Suddenly, the skies cleared, the sun began to shine, and a rainbow stretched across the sky.

Noah looked up in wonder and asked, "You mean you're not going to destroy the world?"

"No," said the Lord. "The government beat me to it."

Comment by Aggie on December 16, 2011 at 7:46am

Lipstick

(You've got to love this principal)

According to a news report, a certain private school in Washington was
recently faced with a unique problem. A number of 12-year-old girls were
beginning to use lipstick and would put it on in the bathroom. That was
fine, but after they put on their lipstick they would press their lips
to the mirror leaving dozens of little lip prints. Every night the
maintenance man would remove them and the next day the girls would put
them back.

Finally the principal decided that something had to be done.
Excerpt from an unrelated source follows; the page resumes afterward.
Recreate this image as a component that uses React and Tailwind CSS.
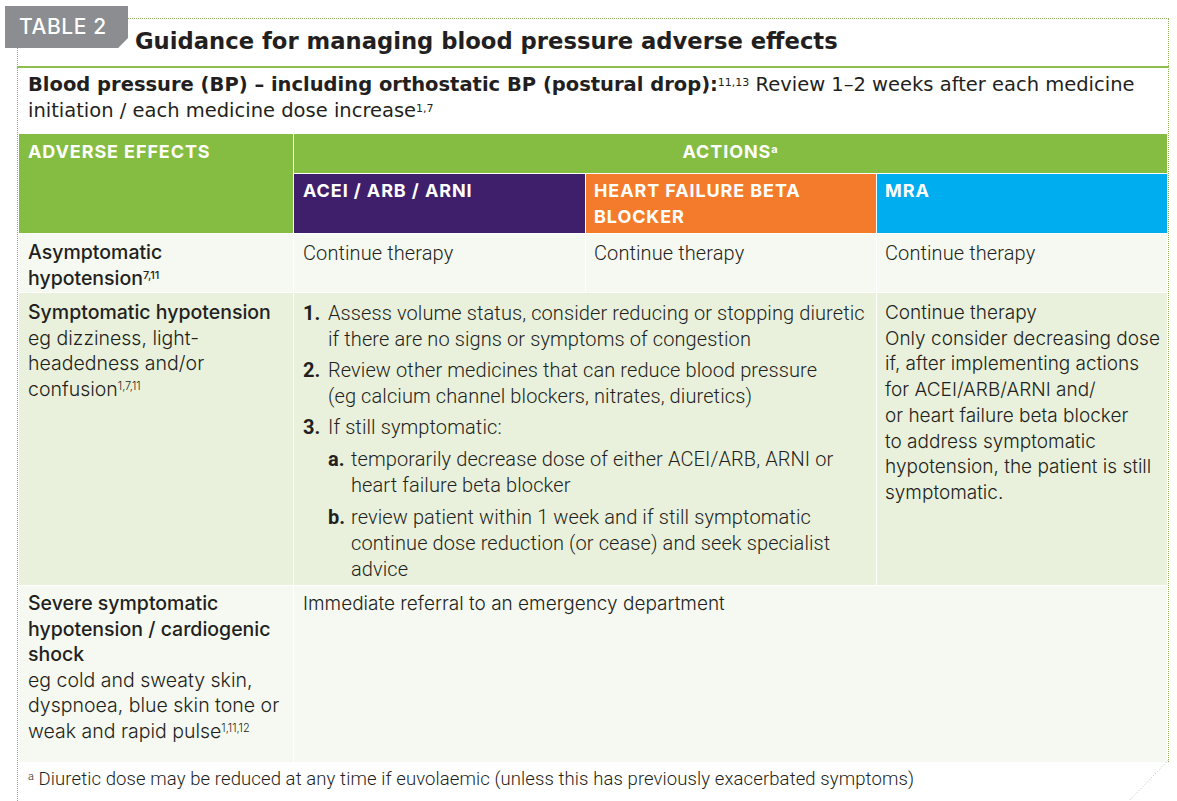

She called
all the girls to the bathroom and met them there with the maintenance man.
She explained that all these lip prints were causing a major problem for
the custodian who had to clean the mirrors every night (you can just
imagine the yawns from the little princesses). To demonstrate how difficult
it had been
to clean the mirrors, she asked the maintenance man to show the girls how
much effort was required.

He took out a long-handled squeegee, dipped it in the toilet, and
cleaned the mirror with it.

Since then, there have been no lip prints on the mirror.